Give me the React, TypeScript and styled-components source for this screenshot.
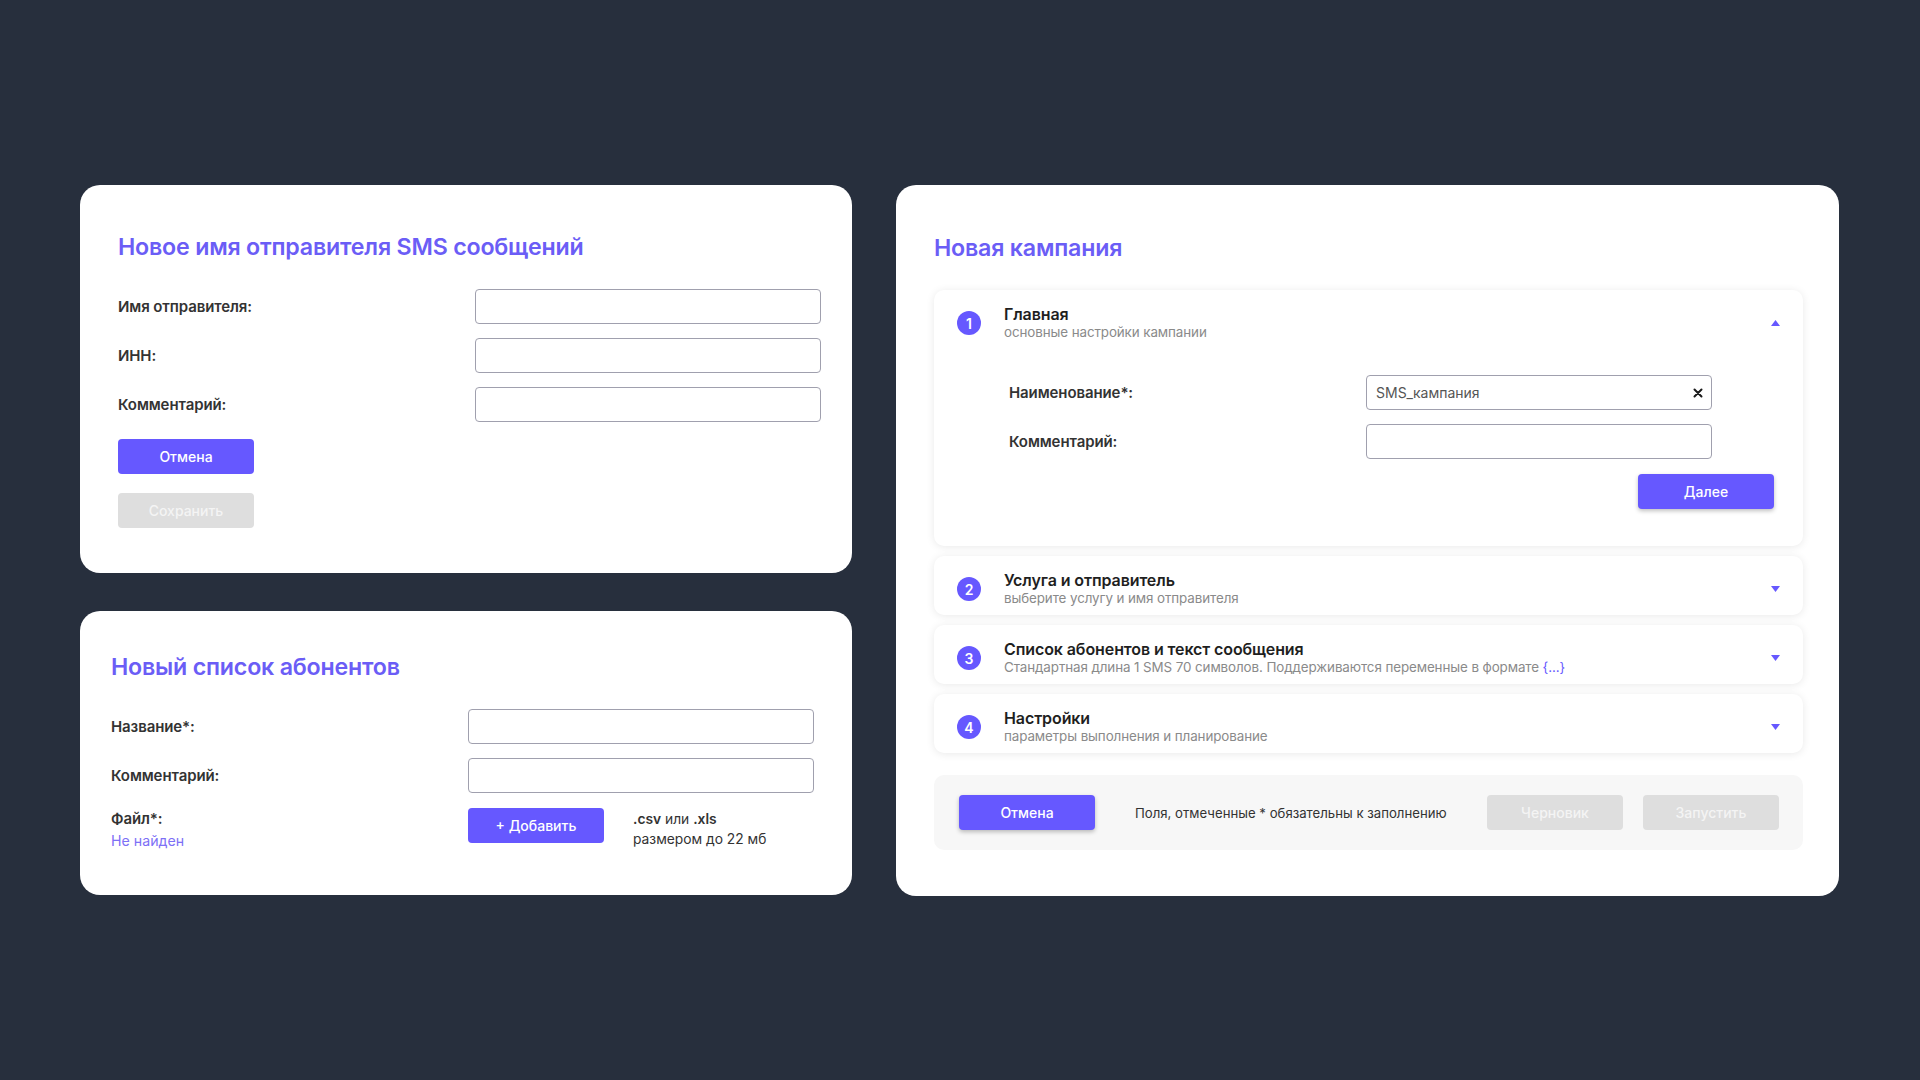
import React from "react";
import styled, { createGlobalStyle } from "styled-components";

const GlobalStyle = createGlobalStyle`
  html, body {
    margin: 0;
    padding: 0;
    background: #272f3d;
  }
  body {
    font-family: Inter, "Noto Sans", Arial, sans-serif;
    color: #2b2b2b;
    -webkit-font-smoothing: antialiased;
  }
  * { box-sizing: border-box; }
`;

const Page = styled.div`
  width: 1920px;
  height: 1080px;
  display: flex;
  align-items: flex-start;
  gap: 44px;
  padding: 185px 0 0 80px;
`;

const LeftColumn = styled.div`
  width: 772px;
  display: flex;
  flex-direction: column;
  gap: 38px;
`;

const Card = styled.section<{ $pad: string; $width?: string }>`
  background: #ffffff;
  border-radius: 20px;
  padding: ${(p) => p.$pad};
  width: ${(p) => p.$width || "auto"};
  display: flex;
  flex-direction: column;
`;

const Title = styled.h1`
  margin: 0;
  font-size: 23.2px;
  line-height: 30px;
  font-weight: 600;
  color: #6b5df6;
  letter-spacing: -0.2px;
`;

const FormGrid = styled.div<{ $top: number }>`
  margin-top: ${(p) => p.$top}px;
  display: grid;
  grid-template-columns: 357px 346px;
  grid-auto-rows: 35px;
  row-gap: 14px;
  align-items: center;
`;

const Label = styled.label`
  font-size: 15px;
  font-weight: 600;
  color: #333;
  letter-spacing: -0.1px;
`;

const InputBox = styled.div`
  height: 35px;
  border: 1px solid #a0a0ae;
  border-radius: 4px;
  background: #fff;
  display: flex;
  align-items: center;
  justify-content: space-between;
  padding: 0 8px 0 9px;
  font-size: 14px;
  color: #555;
`;

const Button = styled.button<{ $variant?: "primary" | "disabled"; $shadow?: boolean }>`
  width: 136px;
  height: 35px;
  border: none;
  border-radius: 4px;
  font-family: inherit;
  font-size: 14px;
  font-weight: 500;
  cursor: pointer;
  color: ${(p) => (p.$variant === "disabled" ? "#f4f4f4" : "#ffffff")};
  background: ${(p) => (p.$variant === "disabled" ? "#dedede" : "#6658ff")};
  box-shadow: ${(p) => (p.$shadow ? "0 2px 4px rgba(0,0,0,0.25)" : "none")};
  flex-shrink: 0;
`;

const ButtonStack = styled.div`
  margin-top: 17px;
  display: flex;
  flex-direction: column;
  gap: 19px;
`;

const FileRow = styled.div`
  margin-top: 15px;
  display: grid;
  grid-template-columns: 357px auto 1fr;
  align-items: start;
`;

const FileLabel = styled.div`
  display: flex;
  flex-direction: column;
  line-height: 22px;
`;

const NotFound = styled.span`
  font-size: 14.2px;
  color: #7d70f6;
`;

const FileHint = styled.div`
  margin-left: 29px;
  padding-top: 1px;
  font-size: 13.8px;
  line-height: 20px;
  color: #333;
  b { font-weight: 600; }
`;

const Accordion = styled.div`
  margin-top: 27px;
  display: flex;
  flex-direction: column;
  gap: 10px;
`;

const Panel = styled.div<{ $open?: boolean }>`
  background: #fff;
  border-radius: 10px;
  box-shadow: 0 1px 8px rgba(0, 0, 0, 0.09);
  padding: ${(p) => (p.$open ? "15px 29px 37px 23px" : "15px 23px 8px 23px")};
`;

const PanelHeader = styled.div<{ $open?: boolean }>`
  display: flex;
  align-items: center;
  gap: 23px;
  margin-right: ${(p) => (p.$open ? "-6px" : "0")};
`;

const StepCircle = styled.div`
  width: 24px;
  height: 24px;
  border-radius: 50%;
  background: #6658ff;
  color: #fff;
  font-size: 14px;
  font-weight: 600;
  display: flex;
  align-items: center;
  justify-content: center;
  flex-shrink: 0;
`;

const HeaderText = styled.div`
  flex: 1;
  display: flex;
  flex-direction: column;
`;

const StepTitle = styled.div`
  font-size: 16px;
  line-height: 18px;
  font-weight: 600;
  color: #1f1f1f;
  letter-spacing: -0.1px;
`;

const StepSub = styled.div`
  font-size: 13.4px;
  line-height: 18px;
  color: #8a8a8a;
  letter-spacing: -0.1px;
  span { color: #6658ff; }
`;

const Chevron = styled.svg`
  width: 9px;
  height: 6px;
  flex-shrink: 0;
`;

const PanelBody = styled.div`
  margin-top: 34px;
  padding-left: 52px;
  display: flex;
  flex-direction: column;
`;

const BodyActions = styled.div`
  margin-top: 15px;
  display: flex;
  justify-content: flex-end;
`;

const Footer = styled.div`
  margin-top: 22px;
  height: 75px;
  background: #f7f7f7;
  border-radius: 10px;
  padding: 0 24px 0 25px;
  display: flex;
  align-items: center;
  gap: 20px;
`;

const FooterNote = styled.div`
  flex: 1;
  margin-left: 20px;
  font-size: 13.2px;
  color: #333;
`;

const ClearIcon = () => (
  <svg width="10" height="10" viewBox="0 0 10 10">
    <path d="M1.5 1.5 L8.5 8.5 M8.5 1.5 L1.5 8.5" stroke="#1a1a1a" strokeWidth="2" strokeLinecap="round" />
  </svg>
);

const Arrow = ({ up }: { up?: boolean }) => (
  <Chevron viewBox="0 0 9 6">
    <path d={up ? "M4.5 0 L9 6 L0 6 Z" : "M0 0 L9 0 L4.5 6 Z"} fill="#6658ff" />
  </Chevron>
);

const steps = [
  { n: 2, title: "Услуга и отправитель", sub: <>выберите услугу и имя отправителя</> },
  {
    n: 3,
    title: "Список абонентов и текст сообщения",
    sub: (
      <>
        Стандартная длина 1 SMS 70 символов. Поддерживаются переменные в формате <span>{"{...}"}</span>
      </>
    ),
  },
  { n: 4, title: "Настройки", sub: <>параметры выполнения и планирование</> },
];

export default function App() {
  return (
    <>
      <GlobalStyle />
      <Page>
        <LeftColumn>
          <Card $pad="47px 30px 45px 38px">
            <Title>Новое имя отправителя SMS сообщений</Title>
            <FormGrid $top={27}>
              <Label>Имя отправителя:</Label>
              <InputBox />
              <Label>ИНН:</Label>
              <InputBox />
              <Label>Комментарий:</Label>
              <InputBox />
            </FormGrid>
            <ButtonStack>
              <Button $variant="primary">Отмена</Button>
              <Button $variant="disabled">Сохранить</Button>
            </ButtonStack>
          </Card>
          <Card $pad="41px 38px 43px 31px">
            <Title>Новый список абонентов</Title>
            <FormGrid $top={27}>
              <Label>Название*:</Label>
              <InputBox />
              <Label>Комментарий:</Label>
              <InputBox />
            </FormGrid>
            <FileRow>
              <FileLabel>
                <Label>Файл*:</Label>
                <NotFound>Не найден</NotFound>
              </FileLabel>
              <Button $variant="primary">+ Добавить</Button>
              <FileHint>
                <b>.csv</b> или <b>.xls</b>
                <br />
                размером до 22 мб
              </FileHint>
            </FileRow>
          </Card>
        </LeftColumn>

        <Card $pad="48px 36px 46px 38px" $width="943px">
          <Title>Новая кампания</Title>
          <Accordion>
            <Panel $open>
              <PanelHeader $open>
                <StepCircle>1</StepCircle>
                <HeaderText>
                  <StepTitle>Главная</StepTitle>
                  <StepSub>основные настройки кампании</StepSub>
                </HeaderText>
                <Arrow up />
              </PanelHeader>
              <PanelBody>
                <FormGrid $top={0}>
                  <Label>Наименование*:</Label>
                  <InputBox>
                    SMS_кампания
                    <ClearIcon />
                  </InputBox>
                  <Label>Комментарий:</Label>
                  <InputBox />
                </FormGrid>
                <BodyActions>
                  <Button $variant="primary" $shadow>
                    Далее
                  </Button>
                </BodyActions>
              </PanelBody>
            </Panel>
            {steps.map((s) => (
              <Panel key={s.n}>
                <PanelHeader>
                  <StepCircle>{s.n}</StepCircle>
                  <HeaderText>
                    <StepTitle>{s.title}</StepTitle>
                    <StepSub>{s.sub}</StepSub>
                  </HeaderText>
                  <Arrow />
                </PanelHeader>
              </Panel>
            ))}
          </Accordion>
          <Footer>
            <Button $variant="primary" $shadow>
              Отмена
            </Button>
            <FooterNote>Поля, отмеченные * обязательны к заполнению</FooterNote>
            <Button $variant="disabled">Черновик</Button>
            <Button $variant="disabled">Запустить</Button>
          </Footer>
        </Card>
      </Page>
    </>
  );
}
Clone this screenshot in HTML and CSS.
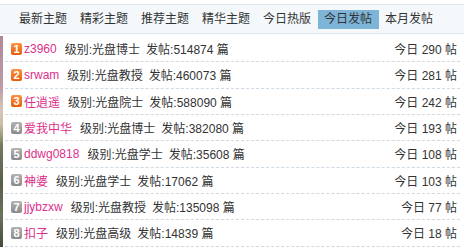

────────

[Direction]
Among the lines of the material, find those that hold the word "this" and copy them.

[Response below]
Give me the React, TypeScript and styled-components source for this screenshot.
Clone this screenshot in HTML and CSS.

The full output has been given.